Requirements: Look through the lines below and state how many hold the word "index". Write only the number.

Provided material:
________
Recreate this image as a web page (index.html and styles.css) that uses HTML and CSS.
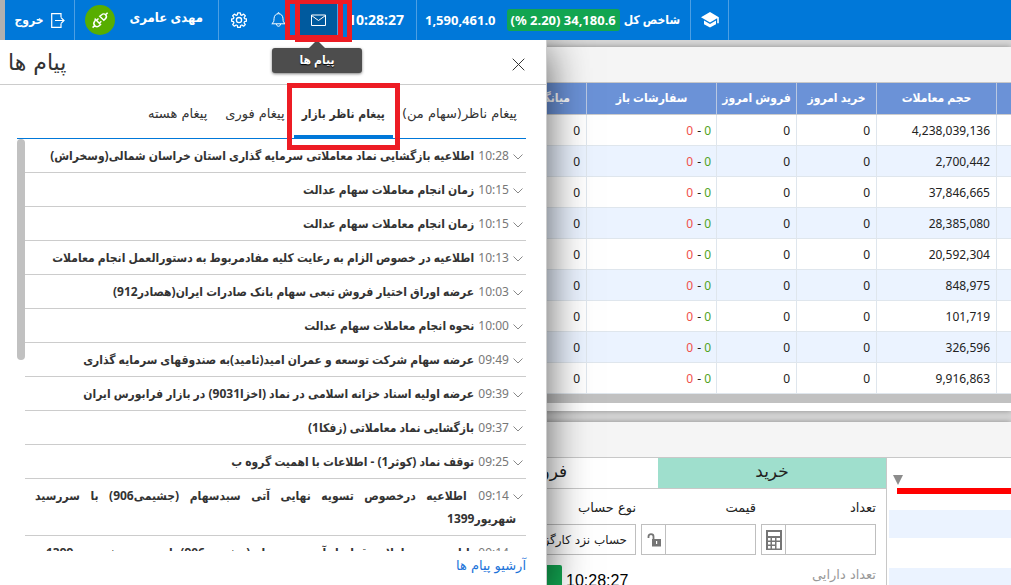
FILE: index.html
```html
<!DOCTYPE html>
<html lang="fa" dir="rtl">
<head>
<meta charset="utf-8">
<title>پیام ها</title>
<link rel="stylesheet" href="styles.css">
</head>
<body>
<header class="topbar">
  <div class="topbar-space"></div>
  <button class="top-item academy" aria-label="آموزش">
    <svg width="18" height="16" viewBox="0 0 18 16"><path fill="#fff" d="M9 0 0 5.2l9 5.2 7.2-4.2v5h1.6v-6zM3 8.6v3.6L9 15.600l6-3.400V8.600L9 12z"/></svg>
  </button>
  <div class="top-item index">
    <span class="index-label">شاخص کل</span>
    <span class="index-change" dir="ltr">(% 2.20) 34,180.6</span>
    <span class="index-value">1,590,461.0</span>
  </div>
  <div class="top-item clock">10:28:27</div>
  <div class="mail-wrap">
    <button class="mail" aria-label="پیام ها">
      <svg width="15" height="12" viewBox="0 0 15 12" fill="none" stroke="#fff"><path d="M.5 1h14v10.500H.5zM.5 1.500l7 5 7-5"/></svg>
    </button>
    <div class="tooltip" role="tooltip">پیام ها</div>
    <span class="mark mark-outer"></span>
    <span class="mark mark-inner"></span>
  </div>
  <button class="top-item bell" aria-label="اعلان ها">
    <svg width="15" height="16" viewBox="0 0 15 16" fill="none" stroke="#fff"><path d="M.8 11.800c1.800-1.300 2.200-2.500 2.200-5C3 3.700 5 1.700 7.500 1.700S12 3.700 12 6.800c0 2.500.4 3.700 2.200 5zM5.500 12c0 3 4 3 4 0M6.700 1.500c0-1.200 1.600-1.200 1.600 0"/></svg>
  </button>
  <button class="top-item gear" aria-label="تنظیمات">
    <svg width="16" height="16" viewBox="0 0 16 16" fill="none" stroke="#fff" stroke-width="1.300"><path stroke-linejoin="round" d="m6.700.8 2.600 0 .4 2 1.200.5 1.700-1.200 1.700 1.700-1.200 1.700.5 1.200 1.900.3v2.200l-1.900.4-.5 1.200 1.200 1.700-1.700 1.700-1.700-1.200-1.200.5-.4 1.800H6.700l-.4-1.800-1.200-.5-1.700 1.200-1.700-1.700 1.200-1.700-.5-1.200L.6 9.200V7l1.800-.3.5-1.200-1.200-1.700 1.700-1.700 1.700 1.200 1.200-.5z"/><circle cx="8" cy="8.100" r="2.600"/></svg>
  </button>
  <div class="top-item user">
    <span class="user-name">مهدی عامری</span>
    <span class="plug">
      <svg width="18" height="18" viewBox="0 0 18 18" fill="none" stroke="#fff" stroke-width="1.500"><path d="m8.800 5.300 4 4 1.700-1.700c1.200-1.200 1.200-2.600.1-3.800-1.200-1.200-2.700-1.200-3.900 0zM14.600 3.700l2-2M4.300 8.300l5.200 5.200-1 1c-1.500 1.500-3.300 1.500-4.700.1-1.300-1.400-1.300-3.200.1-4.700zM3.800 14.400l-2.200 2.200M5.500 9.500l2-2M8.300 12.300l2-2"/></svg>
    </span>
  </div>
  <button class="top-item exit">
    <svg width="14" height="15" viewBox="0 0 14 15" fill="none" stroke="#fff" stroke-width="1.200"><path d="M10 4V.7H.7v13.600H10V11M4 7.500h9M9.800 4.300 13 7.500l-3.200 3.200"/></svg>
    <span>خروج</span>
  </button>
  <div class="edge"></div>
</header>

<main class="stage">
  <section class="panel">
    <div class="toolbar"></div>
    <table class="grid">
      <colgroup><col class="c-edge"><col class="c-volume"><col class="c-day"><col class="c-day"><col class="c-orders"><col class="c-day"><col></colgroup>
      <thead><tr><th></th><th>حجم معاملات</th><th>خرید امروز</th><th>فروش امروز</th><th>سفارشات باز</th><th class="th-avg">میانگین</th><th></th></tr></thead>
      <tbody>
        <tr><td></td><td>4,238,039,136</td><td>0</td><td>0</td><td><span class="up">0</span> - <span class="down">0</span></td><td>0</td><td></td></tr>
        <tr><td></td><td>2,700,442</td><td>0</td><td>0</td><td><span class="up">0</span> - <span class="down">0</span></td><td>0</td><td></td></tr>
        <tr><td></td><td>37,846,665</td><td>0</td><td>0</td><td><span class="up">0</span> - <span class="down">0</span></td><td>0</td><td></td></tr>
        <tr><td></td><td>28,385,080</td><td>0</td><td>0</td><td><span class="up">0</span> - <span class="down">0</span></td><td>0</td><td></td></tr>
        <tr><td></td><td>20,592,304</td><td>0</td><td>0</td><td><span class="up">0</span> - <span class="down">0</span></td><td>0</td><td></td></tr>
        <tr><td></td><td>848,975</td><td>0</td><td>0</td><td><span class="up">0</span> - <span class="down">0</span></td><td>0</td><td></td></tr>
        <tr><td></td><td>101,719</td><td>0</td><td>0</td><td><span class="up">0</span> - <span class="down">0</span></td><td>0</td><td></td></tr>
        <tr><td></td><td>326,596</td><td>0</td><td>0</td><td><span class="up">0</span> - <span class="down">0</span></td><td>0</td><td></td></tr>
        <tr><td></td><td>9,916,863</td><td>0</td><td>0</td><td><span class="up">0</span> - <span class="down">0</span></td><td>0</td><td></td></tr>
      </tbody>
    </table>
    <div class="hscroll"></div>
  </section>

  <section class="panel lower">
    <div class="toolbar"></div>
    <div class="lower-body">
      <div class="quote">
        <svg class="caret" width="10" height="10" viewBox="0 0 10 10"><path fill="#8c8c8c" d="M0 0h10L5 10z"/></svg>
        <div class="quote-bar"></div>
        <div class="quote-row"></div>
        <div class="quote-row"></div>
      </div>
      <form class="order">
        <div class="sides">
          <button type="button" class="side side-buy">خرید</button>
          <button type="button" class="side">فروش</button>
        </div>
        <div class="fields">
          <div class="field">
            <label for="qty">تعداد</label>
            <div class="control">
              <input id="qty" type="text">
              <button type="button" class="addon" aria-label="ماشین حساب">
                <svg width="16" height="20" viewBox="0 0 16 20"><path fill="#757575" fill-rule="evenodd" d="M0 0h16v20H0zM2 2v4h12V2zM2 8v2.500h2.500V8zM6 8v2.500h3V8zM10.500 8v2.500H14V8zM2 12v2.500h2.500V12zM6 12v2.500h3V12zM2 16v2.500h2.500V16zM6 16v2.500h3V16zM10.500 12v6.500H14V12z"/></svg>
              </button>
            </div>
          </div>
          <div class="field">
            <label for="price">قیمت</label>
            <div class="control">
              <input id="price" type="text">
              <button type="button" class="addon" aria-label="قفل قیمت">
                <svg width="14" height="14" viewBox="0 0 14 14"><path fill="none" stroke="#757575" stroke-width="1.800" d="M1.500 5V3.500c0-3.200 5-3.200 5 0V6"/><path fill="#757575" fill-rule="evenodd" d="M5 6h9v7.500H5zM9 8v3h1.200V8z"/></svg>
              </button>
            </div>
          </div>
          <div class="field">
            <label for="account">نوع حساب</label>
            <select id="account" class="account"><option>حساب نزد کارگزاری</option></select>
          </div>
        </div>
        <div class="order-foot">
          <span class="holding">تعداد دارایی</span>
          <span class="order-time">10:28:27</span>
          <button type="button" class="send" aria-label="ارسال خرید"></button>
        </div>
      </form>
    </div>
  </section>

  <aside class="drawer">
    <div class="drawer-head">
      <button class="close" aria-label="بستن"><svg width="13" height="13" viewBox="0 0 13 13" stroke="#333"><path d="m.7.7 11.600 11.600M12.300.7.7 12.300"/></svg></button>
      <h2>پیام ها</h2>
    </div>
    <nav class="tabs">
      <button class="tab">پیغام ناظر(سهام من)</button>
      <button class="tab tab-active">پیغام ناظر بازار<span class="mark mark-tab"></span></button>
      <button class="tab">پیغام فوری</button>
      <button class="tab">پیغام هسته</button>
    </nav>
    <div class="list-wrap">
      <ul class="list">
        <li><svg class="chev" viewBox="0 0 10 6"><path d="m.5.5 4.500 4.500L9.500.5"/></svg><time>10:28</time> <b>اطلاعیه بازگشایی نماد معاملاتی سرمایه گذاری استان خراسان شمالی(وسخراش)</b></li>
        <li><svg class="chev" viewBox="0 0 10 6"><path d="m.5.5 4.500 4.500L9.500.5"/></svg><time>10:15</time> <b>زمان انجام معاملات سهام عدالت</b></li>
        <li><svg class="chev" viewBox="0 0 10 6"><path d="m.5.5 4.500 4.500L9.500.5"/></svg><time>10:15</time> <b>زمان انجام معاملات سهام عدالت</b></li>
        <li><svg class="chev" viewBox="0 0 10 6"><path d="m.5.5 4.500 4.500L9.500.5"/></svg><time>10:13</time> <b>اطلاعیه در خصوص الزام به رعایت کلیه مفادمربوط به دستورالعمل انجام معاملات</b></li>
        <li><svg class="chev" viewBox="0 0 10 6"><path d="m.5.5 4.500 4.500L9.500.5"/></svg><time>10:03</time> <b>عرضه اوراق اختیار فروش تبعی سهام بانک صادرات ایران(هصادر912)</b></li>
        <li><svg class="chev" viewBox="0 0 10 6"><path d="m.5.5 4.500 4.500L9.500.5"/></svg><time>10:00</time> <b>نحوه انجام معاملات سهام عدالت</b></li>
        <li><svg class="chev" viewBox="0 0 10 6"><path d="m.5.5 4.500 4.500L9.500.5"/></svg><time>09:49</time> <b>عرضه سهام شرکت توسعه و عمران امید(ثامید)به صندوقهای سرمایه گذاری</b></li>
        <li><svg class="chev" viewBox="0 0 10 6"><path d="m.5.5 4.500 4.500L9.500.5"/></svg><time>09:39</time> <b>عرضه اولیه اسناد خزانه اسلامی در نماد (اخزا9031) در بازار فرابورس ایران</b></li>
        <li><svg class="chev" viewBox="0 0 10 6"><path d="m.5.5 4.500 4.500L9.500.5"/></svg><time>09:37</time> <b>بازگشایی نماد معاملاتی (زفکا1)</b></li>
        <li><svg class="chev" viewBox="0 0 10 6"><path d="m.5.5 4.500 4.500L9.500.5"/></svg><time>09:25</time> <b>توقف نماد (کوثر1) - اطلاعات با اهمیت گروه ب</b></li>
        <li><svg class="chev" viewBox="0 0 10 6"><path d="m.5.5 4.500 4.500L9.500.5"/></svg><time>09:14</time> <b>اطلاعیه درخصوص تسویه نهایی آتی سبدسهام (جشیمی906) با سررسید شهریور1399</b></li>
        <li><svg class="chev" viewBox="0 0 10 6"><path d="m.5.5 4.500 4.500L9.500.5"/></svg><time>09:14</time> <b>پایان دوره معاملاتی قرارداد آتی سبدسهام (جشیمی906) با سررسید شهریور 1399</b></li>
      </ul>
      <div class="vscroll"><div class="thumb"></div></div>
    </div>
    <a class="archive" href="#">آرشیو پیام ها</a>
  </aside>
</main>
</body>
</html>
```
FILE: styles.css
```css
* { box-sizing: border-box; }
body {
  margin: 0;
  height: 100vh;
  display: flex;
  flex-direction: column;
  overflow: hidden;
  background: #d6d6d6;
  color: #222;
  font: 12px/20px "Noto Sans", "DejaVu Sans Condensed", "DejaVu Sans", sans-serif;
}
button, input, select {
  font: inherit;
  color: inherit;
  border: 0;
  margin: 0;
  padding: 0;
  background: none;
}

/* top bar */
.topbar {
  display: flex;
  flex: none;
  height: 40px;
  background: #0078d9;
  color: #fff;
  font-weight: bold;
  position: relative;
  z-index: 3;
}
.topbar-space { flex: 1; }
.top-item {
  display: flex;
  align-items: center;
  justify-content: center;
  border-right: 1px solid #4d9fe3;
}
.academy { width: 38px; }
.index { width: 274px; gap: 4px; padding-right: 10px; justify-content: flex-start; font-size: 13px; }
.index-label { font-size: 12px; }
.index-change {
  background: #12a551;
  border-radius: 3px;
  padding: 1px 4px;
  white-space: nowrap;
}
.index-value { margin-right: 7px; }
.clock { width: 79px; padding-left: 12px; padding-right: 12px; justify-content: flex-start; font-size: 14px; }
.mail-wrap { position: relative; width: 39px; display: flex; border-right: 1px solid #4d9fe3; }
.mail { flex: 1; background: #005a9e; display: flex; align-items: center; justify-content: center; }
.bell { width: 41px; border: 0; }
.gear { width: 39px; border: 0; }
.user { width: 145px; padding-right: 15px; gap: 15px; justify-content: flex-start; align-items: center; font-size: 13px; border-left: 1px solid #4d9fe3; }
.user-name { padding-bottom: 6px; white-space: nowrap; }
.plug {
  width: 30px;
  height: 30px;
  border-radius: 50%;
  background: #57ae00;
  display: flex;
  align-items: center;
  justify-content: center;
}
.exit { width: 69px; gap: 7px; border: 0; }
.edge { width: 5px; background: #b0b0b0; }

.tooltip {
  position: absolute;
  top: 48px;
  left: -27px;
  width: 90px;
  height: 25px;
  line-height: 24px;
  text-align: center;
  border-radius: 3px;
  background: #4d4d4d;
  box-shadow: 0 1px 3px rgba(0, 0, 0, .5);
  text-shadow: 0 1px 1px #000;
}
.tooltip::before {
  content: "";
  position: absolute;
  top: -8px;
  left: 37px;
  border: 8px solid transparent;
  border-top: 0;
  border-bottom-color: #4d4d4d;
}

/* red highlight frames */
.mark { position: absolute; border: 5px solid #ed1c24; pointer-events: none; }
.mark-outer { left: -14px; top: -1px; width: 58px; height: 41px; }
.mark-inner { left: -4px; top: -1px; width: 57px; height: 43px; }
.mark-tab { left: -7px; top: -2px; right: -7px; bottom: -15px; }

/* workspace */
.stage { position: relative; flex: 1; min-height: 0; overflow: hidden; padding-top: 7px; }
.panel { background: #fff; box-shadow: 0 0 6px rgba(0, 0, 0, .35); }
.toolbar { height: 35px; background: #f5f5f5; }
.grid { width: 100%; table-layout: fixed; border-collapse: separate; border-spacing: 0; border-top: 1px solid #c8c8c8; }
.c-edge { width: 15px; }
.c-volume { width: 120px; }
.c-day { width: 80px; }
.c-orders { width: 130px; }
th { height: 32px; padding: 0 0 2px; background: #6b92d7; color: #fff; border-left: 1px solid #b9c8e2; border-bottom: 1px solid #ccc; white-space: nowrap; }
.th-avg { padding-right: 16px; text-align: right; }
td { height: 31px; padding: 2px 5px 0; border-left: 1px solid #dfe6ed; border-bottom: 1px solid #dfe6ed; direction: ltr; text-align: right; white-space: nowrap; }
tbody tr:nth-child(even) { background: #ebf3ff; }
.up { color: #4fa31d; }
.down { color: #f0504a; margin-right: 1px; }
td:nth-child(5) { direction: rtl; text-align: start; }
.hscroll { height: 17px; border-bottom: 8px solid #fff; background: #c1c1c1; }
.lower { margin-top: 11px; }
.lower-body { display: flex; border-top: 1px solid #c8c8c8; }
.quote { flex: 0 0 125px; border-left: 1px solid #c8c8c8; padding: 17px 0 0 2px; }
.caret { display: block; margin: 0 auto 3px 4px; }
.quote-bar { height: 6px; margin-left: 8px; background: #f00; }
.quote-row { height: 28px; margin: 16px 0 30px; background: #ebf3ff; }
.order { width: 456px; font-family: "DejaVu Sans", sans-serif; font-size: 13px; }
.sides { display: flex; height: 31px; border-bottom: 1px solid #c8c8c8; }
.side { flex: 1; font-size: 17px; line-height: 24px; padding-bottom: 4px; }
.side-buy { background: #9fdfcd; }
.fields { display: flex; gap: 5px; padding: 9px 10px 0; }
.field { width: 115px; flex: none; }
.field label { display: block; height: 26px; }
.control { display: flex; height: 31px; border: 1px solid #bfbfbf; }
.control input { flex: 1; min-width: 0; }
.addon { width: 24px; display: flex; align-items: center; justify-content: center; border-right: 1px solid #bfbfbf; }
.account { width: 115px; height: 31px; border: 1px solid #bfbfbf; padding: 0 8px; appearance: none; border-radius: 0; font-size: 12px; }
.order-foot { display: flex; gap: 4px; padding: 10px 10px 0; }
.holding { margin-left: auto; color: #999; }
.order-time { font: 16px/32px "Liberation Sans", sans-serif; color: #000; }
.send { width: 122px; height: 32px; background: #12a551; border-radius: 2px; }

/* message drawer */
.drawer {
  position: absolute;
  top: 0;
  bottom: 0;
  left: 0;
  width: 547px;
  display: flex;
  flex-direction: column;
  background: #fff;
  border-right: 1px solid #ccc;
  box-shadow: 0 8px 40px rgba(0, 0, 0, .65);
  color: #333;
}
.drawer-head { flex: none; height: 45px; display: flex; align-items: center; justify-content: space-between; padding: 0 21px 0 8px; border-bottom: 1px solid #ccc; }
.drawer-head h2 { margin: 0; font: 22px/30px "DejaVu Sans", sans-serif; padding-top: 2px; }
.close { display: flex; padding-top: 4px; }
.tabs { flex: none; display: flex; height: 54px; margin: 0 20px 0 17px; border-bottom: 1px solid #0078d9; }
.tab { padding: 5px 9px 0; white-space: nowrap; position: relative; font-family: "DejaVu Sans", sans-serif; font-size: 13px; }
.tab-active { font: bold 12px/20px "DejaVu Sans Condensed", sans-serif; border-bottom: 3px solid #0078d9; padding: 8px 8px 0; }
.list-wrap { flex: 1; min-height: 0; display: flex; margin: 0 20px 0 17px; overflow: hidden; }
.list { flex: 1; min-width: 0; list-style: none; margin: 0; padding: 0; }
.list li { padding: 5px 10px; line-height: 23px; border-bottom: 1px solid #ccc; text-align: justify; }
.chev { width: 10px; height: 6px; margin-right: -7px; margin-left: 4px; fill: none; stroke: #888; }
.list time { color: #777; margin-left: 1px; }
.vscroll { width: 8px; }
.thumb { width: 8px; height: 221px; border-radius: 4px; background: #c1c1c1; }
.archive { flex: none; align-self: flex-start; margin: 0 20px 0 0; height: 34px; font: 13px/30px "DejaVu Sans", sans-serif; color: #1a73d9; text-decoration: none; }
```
________
Result: 11